The parametric oscillator model for the case of resonant argument circulations
Alexey Rosaev, Eva Plavalova, Pavel Nesterov
TL;DR
The paper addresses the planar restricted three-body problem near resonance with a circulating resonant argument and small radial perturbations $x$, proposing a linearization that reduces the dynamics to a $\mathrm{Mathieu}$ equation when a single dominant frequency is present. This yields analytic insight into resonance locations and stability boundaries, with the key contribution being the identification of two characteristic perturbation frequencies, a parametric instability zone, and an offset of the resonance center under strong forcing within a circulation regime. The authors derive the averaged resonant problem $\ddot x + \omega_0^2(1 - h_j\cos\nu t)x = f(t)$ and its asymptotic solution, showing how amplitude scales with the perturbing mass and distance to resonance, and validate the framework via numerical integrations of the Sun–Jupiter–Asteroid system near the 3:2 resonance. The results provide a qualitative, analytically tractable model for circulation-type resonant dynamics, offering estimates of resonance positions and boundaries that complement nonlinear libration analyses and aid interpretation of asteroid belt and exoplanetary system dynamics.
Abstract
The goal of this paper is to obtain an approximate solution of the restricted three-body problem in the case of small perturbations in the vicinity of, but not in exact resonance.
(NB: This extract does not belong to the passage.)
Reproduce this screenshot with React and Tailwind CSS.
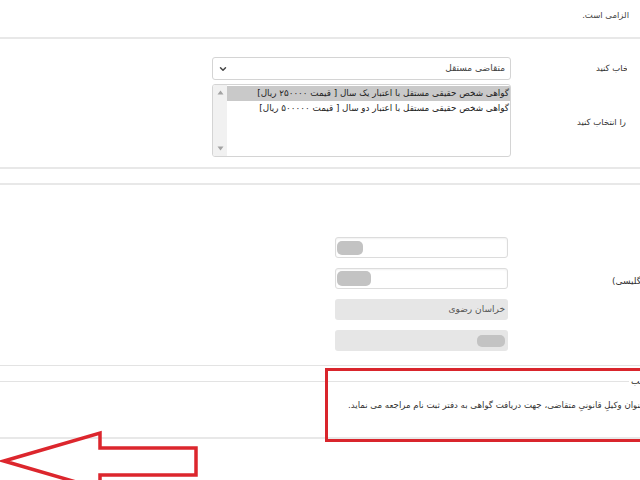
import React from 'react';
import { ChevronDown } from 'lucide-react';

const Line = () => <div className="h-[2px] bg-[#e8e8e8]" />;

const Blob = ({ className }) => <div className={`rounded-[5px] bg-[#c3c3c3] blur-[0.6px] ${className}`} />;

const ScrollArrow = ({ up }) => (
    <svg width="7" height="5" viewBox="0 0 7 5">
        <path d={up ? 'M0.5 4.5 L3.5 0.5 L6.5 4.5 Z' : 'M0.5 0.5 L3.5 4.5 L6.5 0.5 Z'} fill="#a3a3a3" />
    </svg>
);

const App = () => {
    return (
        <div className="relative w-[640px] h-[480px] overflow-hidden bg-white text-[#333] font-['DejaVu_Sans',sans-serif]">
            {/* Notice row */}
            <div className="h-[37px] pt-[9px] flex justify-end pr-[11px]">
                <div dir="rtl" className="whitespace-nowrap text-[8.5px] leading-[12px] text-[#444]">
                    الزامی است.
                </div>
            </div>
            <Line />

            {/* Applicant + certificate type */}
            <div className="flex items-start pt-[18px] pb-[10px]">
                <div className="ml-[212px] w-[299px] shrink-0 flex flex-col gap-[4px]">
                    <div className="h-[23px] flex items-center justify-between px-[5px] border border-[#d4d4d4] rounded-[3px] bg-white">
                        <ChevronDown size={10} strokeWidth={3.5} className="text-[#444]" />
                        <span dir="rtl" className="text-[9px] text-[#444]">متقاضی مستقل</span>
                    </div>
                    <div className="h-[73px] flex border border-[#d4d4d4] rounded-[3px] bg-white overflow-hidden">
                        <div className="w-[14px] shrink-0 bg-[#f1f1f1] flex flex-col items-center justify-between py-[5px]">
                            <ScrollArrow up />
                            <ScrollArrow />
                        </div>
                        <div dir="rtl" className="flex-1 pt-[1px] text-[8.8px] leading-[15px] text-[#222]">
                            <div className="bg-[#c9c9c9] pr-[1px] whitespace-nowrap">گواهی شخص حقیقی مستقل با اعتبار یک سال [ قیمت ۲۵۰۰۰۰ ریال]</div>
                            <div className="pr-[1px] whitespace-nowrap">گواهی شخص حقیقی مستقل با اعتبار دو سال [ قیمت ۵۰۰۰۰۰ ریال]</div>
                        </div>
                    </div>
                </div>
                <div className="ml-[49px] w-[67px] shrink-0 overflow-hidden flex flex-col text-[8.5px] leading-[12px]">
                    <div dir="rtl" className="ml-[36px] mt-[5px] w-max whitespace-nowrap">نوع متقاضی را انتخاب کنید</div>
                    <div dir="rtl" className="ml-[17px] mt-[42px] w-max whitespace-nowrap">نوع گواهی را انتخاب کنید</div>
                </div>
            </div>
            <Line />
            <div className="h-[14px]" />
            <Line />

            {/* Personal info */}
            <div className="flex items-start pt-[52px] pb-[14px]">
                <div className="ml-[335px] w-[173px] shrink-0 flex flex-col gap-[10px]">
                    <div className="h-[21px] flex items-center px-[1px] border border-[#dcdcdc] rounded-[3px] bg-white shadow-[inset_0_1px_2px_rgba(0,0,0,0.06)]">
                        <Blob className="w-[26px] h-[14px]" />
                    </div>
                    <div className="h-[21px] flex items-center px-[1px] border border-[#dcdcdc] rounded-[3px] bg-white shadow-[inset_0_1px_2px_rgba(0,0,0,0.06)]">
                        <Blob className="w-[34px] h-[15px]" />
                    </div>
                    <div dir="rtl" className="h-[21px] flex items-center px-[3px] rounded-[3px] bg-[#e6e6e6] text-[9px] text-[#555]">
                        خراسان رضوی
                    </div>
                    <div className="h-[21px] flex items-center justify-end px-[3px] rounded-[3px] bg-[#e6e6e6]">
                        <Blob className="w-[28px] h-[12px]" />
                    </div>
                </div>
                <div dir="rtl" className="ml-[104px] mt-[38px] w-max shrink-0 whitespace-nowrap text-[9px] leading-[12px]">
                    نام و نام خانوادگی (انگلیسی)
                </div>
            </div>
            <div className="h-px bg-[#e3e3e3]" />

            {/* Note */}
            <div className="h-[14px]" />
            <div className="flex items-center h-[2px]">
                <div className="w-[629px] shrink-0 h-px bg-[#e3e3e3]" />
                <div dir="rtl" className="ml-[2px] w-max shrink-0 whitespace-nowrap text-[9px] leading-[12px]">توضیح مطلب</div>
            </div>
            <div className="flex pt-[17px] h-[55px]">
                <div dir="rtl" className="ml-[348px] w-max shrink-0 whitespace-nowrap text-[8.6px] leading-[12px] text-[#333]">
                    شخص معرفی شده به عنوان وکیلِ قانونیِ متقاضی، جهت دریافت گواهی به دفتر ثبت نام مراجعه می نماید.
                </div>
            </div>
            <Line />

            {/* Annotation overlay */}
            <div className="absolute left-[325px] top-[368px] w-[340px] h-[74px] border-[3px] border-[#d9252c]" />
            <svg className="absolute left-0 top-[420px]" width="220" height="80" viewBox="0 420 220 80">
                <polygon
                    points="4,461 100,433 100,448 196,448 196,475 100,475 100,489"
                    fill="none"
                    stroke="#dc262d"
                    strokeWidth="3.5"
                    strokeLinejoin="miter"
                />
            </svg>
        </div>
    );
};

export default App;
In this paper, we study the restricted threebody problem known as planetary type (i.e., when the eccentricity of the test particle is small). A method of linearizing the equation of motion close to (but not in) resonance is proposed under the assumption of small perturbations. In other words, we study orbits when the resonant argument circles the resonance. In the practically interesting case of resonant perturbations we can restrict our study to a perturbation with a single frequency with the largest amplitude, and reduce the problem to the Mathieu equation. The model qualitatively describes the behavior of the perturbation in the vicinity of the resonance. It can be used to estimate the exact position of the resonance and the boundaries between neighboring resonances.